Frequently Asked Questions
What is the most common reason a residential asbestos survey produces inaccurate results?
The most common cause is surveyor competence. An underqualified or inexperienced surveyor may miss suspect materials, fail to collect adequate samples, or produce a report that doesn’t accurately reflect what was found. Always check that your surveyor holds BOHS P402 as a minimum qualification and that their work follows HSG264 guidance.
Does a management survey cover everything in my home?
No. A management survey is designed to identify ACMs that could be disturbed during normal occupation. It is not intended to locate every ACM in every part of the building. If you are planning any renovation, refurbishment, or demolition work, you need a refurbishment survey, which involves a more intrusive inspection of areas that would be affected by the works.
Can inaccessible areas be left out of an asbestos survey report?
A surveyor cannot assess what they cannot physically access. However, any inaccessible areas must be clearly documented in the report — they should never simply be omitted or assumed to be clear. A good report will note every area that could not be inspected and explain why, so you understand exactly where the limitations of the survey lie.
How do environmental conditions affect the accuracy of an asbestos survey?
Moisture, flooding, and temperature extremes can alter the physical appearance of ACMs, making them harder to identify visually. A surveyor working in a property that has suffered recent water damage may find that certain materials look different from how they would under normal conditions. In such cases, a follow-up inspection may be necessary once conditions have stabilised.
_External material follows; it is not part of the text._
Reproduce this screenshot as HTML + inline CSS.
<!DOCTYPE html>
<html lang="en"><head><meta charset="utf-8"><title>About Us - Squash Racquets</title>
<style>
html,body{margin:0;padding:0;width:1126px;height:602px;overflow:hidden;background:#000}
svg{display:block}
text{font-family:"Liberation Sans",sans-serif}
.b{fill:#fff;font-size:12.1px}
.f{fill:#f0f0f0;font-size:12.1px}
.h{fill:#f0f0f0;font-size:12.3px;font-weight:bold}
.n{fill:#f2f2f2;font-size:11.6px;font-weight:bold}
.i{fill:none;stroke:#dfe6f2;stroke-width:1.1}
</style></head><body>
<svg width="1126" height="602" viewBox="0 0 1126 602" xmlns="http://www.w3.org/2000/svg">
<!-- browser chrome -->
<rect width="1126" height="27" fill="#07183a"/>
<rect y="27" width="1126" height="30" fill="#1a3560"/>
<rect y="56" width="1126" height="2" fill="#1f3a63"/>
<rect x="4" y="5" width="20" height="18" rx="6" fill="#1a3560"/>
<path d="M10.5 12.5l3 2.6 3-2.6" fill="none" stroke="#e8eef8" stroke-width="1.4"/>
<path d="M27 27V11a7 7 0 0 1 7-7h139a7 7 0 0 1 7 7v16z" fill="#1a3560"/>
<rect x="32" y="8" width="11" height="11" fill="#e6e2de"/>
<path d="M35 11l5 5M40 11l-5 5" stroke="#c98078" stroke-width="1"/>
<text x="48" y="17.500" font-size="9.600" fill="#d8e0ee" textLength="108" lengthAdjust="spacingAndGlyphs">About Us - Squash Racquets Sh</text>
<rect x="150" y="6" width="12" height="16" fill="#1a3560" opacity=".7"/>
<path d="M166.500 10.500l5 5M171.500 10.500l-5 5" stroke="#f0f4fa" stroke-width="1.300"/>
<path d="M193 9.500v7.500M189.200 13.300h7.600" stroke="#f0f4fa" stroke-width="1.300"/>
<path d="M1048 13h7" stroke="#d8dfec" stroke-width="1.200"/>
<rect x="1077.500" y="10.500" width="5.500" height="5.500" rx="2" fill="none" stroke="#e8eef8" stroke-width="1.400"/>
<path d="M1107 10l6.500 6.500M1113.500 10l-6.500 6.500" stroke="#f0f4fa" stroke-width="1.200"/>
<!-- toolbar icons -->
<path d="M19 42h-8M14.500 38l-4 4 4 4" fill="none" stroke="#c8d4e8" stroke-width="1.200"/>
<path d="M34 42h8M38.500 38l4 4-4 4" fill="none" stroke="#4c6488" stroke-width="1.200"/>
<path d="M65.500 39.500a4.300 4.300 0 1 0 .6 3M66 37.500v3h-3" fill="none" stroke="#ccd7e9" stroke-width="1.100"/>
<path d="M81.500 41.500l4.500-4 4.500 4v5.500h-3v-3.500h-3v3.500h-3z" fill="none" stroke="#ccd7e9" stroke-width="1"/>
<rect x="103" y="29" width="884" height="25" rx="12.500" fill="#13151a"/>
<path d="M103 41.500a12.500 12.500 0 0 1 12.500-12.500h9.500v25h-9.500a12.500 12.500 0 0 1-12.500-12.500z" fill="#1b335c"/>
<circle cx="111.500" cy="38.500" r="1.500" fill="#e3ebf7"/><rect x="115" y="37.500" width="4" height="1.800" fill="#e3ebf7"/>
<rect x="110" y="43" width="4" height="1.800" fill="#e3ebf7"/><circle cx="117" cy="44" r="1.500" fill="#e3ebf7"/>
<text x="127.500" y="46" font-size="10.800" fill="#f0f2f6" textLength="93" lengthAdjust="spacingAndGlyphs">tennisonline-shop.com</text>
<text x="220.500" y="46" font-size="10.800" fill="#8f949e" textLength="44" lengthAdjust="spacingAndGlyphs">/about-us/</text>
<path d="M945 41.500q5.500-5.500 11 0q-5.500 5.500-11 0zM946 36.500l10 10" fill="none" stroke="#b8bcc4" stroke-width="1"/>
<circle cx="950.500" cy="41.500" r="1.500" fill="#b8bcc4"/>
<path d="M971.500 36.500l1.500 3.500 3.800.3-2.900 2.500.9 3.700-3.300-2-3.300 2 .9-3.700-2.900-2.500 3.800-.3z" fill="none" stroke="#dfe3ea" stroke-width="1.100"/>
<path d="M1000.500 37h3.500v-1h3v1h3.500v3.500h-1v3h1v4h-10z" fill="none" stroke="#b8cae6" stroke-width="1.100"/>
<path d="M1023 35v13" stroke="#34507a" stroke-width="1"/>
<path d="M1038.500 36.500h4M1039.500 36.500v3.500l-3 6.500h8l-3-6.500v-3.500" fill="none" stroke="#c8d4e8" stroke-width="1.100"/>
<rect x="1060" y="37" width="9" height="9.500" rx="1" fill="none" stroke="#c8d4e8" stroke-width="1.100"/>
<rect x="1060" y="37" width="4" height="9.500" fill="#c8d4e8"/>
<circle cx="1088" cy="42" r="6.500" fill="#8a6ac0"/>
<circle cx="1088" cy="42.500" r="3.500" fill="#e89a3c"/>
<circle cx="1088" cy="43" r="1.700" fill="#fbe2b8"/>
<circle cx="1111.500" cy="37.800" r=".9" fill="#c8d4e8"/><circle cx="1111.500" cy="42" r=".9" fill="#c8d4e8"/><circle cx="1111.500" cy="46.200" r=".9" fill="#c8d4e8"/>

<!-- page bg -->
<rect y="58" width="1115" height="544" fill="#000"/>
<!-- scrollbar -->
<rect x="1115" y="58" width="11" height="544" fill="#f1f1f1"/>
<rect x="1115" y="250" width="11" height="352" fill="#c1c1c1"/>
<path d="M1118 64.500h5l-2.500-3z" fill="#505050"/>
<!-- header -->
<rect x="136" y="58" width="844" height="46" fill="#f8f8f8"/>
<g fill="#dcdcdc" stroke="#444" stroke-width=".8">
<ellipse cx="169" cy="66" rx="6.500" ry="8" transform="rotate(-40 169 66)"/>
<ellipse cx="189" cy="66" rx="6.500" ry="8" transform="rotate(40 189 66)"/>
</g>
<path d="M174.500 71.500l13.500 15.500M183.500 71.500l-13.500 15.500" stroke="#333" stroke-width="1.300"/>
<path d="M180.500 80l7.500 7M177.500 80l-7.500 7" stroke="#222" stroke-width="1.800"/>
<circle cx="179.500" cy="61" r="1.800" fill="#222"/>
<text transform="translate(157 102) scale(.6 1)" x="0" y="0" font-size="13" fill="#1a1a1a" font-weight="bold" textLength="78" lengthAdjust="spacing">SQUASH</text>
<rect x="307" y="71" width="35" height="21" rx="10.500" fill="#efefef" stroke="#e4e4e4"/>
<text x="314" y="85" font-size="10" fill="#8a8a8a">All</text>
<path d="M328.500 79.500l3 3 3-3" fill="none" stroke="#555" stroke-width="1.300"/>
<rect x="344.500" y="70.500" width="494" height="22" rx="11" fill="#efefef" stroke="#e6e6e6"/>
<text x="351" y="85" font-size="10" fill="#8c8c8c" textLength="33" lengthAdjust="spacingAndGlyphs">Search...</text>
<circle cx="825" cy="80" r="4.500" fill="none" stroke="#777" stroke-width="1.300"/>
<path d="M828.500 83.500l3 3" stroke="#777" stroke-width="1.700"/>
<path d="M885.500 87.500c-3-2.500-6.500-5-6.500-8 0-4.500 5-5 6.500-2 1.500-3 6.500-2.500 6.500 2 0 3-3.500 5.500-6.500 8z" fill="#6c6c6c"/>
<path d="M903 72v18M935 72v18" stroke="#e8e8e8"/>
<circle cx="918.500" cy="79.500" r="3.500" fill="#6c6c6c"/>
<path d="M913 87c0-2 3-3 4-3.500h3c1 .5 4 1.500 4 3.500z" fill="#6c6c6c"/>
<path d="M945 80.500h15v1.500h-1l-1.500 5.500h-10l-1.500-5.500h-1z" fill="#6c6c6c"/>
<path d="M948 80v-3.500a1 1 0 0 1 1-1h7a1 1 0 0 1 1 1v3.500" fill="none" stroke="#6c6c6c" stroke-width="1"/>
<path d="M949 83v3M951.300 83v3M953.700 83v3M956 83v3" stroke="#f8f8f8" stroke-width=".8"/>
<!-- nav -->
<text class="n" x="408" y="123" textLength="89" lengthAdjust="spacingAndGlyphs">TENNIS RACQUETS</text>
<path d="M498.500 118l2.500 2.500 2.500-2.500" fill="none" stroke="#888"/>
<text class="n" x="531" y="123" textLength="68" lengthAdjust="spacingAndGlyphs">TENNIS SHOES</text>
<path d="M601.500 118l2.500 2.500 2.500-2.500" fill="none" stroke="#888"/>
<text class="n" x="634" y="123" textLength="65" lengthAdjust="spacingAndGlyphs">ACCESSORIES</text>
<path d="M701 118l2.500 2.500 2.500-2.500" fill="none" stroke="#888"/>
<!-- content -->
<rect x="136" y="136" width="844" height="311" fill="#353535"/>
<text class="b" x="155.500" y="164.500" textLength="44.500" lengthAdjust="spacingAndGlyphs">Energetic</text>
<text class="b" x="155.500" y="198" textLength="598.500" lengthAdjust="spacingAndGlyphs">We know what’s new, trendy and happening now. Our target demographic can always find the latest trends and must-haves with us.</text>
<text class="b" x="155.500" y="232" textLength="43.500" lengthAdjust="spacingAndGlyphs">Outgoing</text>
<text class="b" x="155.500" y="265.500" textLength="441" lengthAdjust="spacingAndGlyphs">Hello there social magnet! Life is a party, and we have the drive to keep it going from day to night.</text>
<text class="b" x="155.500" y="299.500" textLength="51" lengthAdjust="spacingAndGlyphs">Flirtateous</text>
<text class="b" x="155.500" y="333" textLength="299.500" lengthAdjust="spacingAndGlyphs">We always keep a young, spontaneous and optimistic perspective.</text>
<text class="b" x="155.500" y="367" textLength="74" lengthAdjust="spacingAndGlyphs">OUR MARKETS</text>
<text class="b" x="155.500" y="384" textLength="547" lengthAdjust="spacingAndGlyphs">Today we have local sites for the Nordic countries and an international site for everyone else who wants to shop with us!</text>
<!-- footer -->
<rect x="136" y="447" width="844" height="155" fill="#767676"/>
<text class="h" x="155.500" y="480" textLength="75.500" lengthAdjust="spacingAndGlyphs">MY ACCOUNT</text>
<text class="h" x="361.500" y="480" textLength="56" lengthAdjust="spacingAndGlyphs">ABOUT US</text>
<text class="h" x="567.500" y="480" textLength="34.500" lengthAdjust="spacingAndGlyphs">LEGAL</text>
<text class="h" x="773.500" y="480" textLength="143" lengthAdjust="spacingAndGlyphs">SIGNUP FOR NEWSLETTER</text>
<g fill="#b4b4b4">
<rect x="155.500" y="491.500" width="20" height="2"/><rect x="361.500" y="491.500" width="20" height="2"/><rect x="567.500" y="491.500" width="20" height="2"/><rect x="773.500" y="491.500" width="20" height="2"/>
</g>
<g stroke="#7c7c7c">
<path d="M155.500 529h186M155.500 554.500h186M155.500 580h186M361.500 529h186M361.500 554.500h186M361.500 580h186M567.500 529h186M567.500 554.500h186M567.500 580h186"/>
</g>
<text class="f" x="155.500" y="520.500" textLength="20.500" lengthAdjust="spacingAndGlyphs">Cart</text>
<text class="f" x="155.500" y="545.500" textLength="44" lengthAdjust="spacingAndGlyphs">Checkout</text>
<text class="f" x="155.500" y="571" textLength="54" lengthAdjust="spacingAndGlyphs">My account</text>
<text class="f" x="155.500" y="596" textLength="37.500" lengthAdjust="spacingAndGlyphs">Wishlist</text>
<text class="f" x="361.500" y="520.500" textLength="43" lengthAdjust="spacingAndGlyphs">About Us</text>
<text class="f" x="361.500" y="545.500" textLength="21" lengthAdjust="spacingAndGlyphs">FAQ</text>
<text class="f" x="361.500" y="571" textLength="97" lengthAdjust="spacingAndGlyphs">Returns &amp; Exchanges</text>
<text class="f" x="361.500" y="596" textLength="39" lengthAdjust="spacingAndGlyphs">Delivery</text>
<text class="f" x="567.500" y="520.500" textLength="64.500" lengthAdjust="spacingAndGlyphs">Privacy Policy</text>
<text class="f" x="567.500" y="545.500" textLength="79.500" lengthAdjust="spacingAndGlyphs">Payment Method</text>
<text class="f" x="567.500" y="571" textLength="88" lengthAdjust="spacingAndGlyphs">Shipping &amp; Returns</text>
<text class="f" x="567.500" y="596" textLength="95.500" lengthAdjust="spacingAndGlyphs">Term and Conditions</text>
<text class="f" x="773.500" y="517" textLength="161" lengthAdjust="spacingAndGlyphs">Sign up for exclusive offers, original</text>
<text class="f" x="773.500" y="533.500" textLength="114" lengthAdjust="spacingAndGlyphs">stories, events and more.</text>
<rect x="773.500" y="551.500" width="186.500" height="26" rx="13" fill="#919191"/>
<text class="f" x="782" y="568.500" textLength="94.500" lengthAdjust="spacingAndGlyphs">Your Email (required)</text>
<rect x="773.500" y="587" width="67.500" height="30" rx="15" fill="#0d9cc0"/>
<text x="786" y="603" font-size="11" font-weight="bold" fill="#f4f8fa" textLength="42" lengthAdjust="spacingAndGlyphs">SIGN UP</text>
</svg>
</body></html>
Is a DIY asbestos testing kit a reliable alternative to a professional survey?
A DIY testing kit can be useful for checking a single suspect material, but it is not a substitute for a full professional survey. A qualified surveyor knows where to look across the whole property, how to sample safely, and how to interpret results in context. For any property where asbestos management or pre-refurbishment checks are required, a professional survey is the only appropriate option.